Food prices inched higher in January as well, up 0.4% on the month. The food-away-from-home (restaurants) index was up 5.1% year-over-year, with limited-service menu prices up by 5.8%, and full-service prices up 4.3% year-over-year. In December, food-away-from-home prices were up 5.2% versus last year.

Meanwhile, the food-at-home index rose by just 1.2% year-over-year, meaning the gap between restaurants and grocery/supermarket costs remained about the same in January. It also marked the 11th month in a row in which restaurants outpaced grocery pricing. With this about 390-basis-point gap in favor of grocery stores, same-store sales across the restaurant industry slowed in Q4 and into January, according to Kalinowski Equity Research. The company expects that slower pace to continue throughout 2024. Perhaps there is no better example of the impacts from this gap than with McDonald’s. The QSR giant reported Q4 earnings in early February, noting a transaction reduction from consumers making $45,000 and below.

“That consumer is pressured. From an industry standpoint, we actually saw that cohort decrease in the most recent quarter, particularly as eating at home has become more affordable,” McDonald’s CEO Chris Kempczinski said during the company’s earnings call. “There’s been much less pricing that’s been taken more recently on packaged food.
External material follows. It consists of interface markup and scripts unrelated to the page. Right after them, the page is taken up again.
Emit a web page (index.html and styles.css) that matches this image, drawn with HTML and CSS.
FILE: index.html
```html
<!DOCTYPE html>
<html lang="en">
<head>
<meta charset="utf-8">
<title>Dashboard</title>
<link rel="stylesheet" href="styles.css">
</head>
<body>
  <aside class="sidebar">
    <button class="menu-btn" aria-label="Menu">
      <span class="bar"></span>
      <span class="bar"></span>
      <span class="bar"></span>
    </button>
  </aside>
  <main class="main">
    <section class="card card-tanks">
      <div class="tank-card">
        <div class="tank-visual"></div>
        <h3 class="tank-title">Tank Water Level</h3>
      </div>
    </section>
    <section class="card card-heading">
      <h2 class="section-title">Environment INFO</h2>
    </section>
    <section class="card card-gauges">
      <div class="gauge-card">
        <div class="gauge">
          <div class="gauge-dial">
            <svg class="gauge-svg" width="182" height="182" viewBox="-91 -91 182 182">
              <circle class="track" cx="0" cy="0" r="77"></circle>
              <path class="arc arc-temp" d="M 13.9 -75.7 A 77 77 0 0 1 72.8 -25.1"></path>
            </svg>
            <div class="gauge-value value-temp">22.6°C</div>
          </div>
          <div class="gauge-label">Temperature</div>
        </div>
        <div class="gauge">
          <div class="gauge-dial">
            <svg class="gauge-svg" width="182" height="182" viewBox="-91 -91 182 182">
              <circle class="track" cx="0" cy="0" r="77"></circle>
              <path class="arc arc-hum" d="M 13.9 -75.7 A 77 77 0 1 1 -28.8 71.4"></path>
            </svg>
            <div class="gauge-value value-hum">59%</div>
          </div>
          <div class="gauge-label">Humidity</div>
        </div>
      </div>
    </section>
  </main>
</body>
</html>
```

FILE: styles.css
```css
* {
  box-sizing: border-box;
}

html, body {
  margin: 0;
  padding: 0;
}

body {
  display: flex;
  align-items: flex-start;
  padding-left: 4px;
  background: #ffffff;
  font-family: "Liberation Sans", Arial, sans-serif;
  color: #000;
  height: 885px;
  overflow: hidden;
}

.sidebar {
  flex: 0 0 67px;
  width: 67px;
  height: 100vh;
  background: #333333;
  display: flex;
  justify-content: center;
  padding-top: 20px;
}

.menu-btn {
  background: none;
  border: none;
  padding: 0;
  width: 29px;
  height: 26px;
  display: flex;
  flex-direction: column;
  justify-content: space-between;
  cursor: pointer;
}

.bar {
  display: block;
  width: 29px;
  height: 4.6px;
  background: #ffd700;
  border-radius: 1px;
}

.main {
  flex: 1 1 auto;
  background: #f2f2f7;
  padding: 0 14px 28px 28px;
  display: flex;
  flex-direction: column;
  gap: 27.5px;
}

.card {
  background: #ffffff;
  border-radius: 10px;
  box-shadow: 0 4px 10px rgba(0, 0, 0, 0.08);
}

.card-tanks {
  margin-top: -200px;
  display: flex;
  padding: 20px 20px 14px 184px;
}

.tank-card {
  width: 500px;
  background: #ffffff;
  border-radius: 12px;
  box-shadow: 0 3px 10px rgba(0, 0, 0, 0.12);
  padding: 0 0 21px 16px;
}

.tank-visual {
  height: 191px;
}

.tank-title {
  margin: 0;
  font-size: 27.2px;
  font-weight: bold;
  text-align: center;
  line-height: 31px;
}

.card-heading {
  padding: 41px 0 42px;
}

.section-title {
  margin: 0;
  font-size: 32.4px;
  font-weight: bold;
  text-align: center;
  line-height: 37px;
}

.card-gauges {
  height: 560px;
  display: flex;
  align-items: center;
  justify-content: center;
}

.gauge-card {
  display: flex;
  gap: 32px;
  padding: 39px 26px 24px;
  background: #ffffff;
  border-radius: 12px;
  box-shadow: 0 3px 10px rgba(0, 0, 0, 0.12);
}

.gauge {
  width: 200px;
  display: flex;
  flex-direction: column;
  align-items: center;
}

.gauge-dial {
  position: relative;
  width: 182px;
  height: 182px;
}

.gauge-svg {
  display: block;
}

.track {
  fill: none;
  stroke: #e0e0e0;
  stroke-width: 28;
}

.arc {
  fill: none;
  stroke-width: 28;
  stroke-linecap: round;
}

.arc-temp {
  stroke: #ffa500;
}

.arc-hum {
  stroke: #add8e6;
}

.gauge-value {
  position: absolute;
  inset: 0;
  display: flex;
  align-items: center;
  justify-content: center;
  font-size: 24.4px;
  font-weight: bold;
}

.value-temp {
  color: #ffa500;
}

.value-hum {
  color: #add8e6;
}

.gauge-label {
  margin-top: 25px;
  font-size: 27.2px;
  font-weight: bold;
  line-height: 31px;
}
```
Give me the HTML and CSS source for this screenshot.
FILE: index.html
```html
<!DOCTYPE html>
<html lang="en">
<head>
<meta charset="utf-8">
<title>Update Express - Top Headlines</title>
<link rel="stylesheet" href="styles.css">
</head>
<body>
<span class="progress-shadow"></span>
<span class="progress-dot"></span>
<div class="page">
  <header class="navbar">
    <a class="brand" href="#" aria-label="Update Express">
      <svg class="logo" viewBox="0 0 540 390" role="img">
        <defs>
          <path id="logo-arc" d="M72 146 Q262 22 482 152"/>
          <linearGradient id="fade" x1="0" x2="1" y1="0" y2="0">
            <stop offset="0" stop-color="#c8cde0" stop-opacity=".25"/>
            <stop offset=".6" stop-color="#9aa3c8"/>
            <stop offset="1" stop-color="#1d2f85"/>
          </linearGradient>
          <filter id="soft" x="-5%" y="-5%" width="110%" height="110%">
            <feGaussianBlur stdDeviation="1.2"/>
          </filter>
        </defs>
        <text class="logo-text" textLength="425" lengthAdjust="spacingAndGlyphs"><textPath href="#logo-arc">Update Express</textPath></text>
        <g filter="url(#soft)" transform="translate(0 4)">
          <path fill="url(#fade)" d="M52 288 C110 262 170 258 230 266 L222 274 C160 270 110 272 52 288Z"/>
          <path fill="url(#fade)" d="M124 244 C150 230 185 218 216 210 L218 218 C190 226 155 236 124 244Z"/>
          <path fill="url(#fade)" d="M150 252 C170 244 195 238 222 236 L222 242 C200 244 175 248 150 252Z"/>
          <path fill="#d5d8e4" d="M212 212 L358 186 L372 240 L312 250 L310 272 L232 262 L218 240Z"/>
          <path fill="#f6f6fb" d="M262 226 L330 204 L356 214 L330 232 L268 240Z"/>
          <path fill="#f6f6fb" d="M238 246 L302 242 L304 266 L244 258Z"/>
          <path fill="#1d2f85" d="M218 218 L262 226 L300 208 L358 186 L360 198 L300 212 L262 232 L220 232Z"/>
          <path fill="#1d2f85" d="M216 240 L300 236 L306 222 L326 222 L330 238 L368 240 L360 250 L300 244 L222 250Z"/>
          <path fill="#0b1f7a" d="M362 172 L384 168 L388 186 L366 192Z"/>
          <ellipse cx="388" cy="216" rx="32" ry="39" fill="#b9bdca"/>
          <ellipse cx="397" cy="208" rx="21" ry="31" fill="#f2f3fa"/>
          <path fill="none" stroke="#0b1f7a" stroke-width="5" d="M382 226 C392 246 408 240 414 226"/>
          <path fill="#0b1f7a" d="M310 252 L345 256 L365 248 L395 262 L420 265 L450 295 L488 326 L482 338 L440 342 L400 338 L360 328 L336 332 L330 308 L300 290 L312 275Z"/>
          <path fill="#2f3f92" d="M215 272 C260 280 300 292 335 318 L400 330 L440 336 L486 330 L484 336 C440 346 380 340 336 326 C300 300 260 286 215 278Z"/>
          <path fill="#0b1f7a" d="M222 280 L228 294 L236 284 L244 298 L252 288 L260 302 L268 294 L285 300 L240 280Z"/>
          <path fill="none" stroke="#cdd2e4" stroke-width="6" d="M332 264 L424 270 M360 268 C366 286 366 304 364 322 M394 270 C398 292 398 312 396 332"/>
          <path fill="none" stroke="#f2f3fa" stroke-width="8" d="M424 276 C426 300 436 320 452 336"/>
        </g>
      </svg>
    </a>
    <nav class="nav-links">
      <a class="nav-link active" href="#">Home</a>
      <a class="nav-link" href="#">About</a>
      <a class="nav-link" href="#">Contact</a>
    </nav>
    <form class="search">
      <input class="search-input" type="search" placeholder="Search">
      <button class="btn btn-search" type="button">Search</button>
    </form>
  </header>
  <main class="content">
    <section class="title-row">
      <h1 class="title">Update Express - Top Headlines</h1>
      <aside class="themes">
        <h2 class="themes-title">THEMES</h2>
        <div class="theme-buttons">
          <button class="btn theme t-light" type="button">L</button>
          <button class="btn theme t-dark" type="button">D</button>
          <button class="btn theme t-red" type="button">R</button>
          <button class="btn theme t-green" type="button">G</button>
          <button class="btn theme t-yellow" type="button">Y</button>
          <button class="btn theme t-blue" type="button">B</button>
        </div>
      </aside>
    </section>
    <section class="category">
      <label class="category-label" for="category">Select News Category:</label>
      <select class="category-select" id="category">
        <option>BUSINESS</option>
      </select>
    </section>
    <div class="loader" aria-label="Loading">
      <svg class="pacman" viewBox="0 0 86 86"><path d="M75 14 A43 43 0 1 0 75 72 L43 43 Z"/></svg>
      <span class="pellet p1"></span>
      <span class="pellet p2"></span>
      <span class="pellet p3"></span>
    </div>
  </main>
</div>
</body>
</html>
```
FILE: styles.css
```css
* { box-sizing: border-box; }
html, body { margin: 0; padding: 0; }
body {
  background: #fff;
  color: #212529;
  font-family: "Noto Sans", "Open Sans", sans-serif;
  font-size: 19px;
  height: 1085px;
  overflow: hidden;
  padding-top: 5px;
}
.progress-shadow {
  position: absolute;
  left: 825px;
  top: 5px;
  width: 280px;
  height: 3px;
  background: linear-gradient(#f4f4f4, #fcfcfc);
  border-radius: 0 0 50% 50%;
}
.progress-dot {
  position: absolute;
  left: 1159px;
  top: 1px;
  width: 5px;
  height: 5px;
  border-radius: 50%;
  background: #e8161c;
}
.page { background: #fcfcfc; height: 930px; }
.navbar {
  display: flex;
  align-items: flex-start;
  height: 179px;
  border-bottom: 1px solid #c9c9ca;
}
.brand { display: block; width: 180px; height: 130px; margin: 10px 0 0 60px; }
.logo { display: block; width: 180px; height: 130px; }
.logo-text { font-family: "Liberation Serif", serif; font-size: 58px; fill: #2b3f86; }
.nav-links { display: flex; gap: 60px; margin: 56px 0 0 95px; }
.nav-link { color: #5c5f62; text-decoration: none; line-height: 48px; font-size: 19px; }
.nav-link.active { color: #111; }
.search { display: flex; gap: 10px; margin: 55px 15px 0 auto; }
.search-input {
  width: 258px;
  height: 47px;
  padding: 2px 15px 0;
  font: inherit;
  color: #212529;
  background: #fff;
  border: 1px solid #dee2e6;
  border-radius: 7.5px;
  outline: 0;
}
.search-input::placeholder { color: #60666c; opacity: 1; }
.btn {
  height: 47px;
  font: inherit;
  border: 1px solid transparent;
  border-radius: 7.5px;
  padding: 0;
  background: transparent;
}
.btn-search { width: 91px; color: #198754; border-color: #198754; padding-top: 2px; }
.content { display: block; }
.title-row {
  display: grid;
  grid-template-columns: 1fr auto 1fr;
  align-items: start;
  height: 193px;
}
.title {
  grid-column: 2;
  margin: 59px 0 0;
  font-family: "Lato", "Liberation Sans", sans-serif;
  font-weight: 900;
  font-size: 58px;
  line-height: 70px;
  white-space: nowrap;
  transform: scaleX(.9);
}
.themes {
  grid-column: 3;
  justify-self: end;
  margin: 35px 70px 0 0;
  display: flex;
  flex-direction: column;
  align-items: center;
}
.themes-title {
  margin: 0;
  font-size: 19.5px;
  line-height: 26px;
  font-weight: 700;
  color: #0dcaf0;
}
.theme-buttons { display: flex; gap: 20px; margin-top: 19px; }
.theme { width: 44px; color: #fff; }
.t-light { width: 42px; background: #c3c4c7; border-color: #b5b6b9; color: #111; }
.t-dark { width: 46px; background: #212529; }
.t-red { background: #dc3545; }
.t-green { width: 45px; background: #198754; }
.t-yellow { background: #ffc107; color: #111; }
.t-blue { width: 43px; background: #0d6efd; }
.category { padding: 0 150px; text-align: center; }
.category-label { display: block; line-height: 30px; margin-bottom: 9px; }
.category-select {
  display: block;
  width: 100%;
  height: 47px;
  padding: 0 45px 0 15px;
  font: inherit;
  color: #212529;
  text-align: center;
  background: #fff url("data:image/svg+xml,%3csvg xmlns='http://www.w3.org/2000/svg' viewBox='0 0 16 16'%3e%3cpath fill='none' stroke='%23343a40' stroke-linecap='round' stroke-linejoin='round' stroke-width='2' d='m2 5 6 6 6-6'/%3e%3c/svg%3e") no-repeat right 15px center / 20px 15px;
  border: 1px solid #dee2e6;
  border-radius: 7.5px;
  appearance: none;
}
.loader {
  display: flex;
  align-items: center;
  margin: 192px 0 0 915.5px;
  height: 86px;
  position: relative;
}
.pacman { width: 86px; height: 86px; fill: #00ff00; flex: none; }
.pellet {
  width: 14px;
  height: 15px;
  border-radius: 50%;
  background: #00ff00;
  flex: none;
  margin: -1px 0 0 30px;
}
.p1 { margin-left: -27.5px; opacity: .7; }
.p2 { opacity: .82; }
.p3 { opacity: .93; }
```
So you’re seeing that eating at home is becoming more affordable. That, I think, is putting some pressure from an (informal eating out) standpoint on that low-income consumer.”

McDonald’s said it would rein in pricing this year to correct its course with these consumers. Still, it won’t be easy – for McDonald’s or most QSR companies as California’s AB 1228 goes into effect April 1. The bill brings the mandated minimum wage for these companies up to $20 an hour and several chains, including Chipotle, have shared that they will have to take price increases to manage these added labor costs.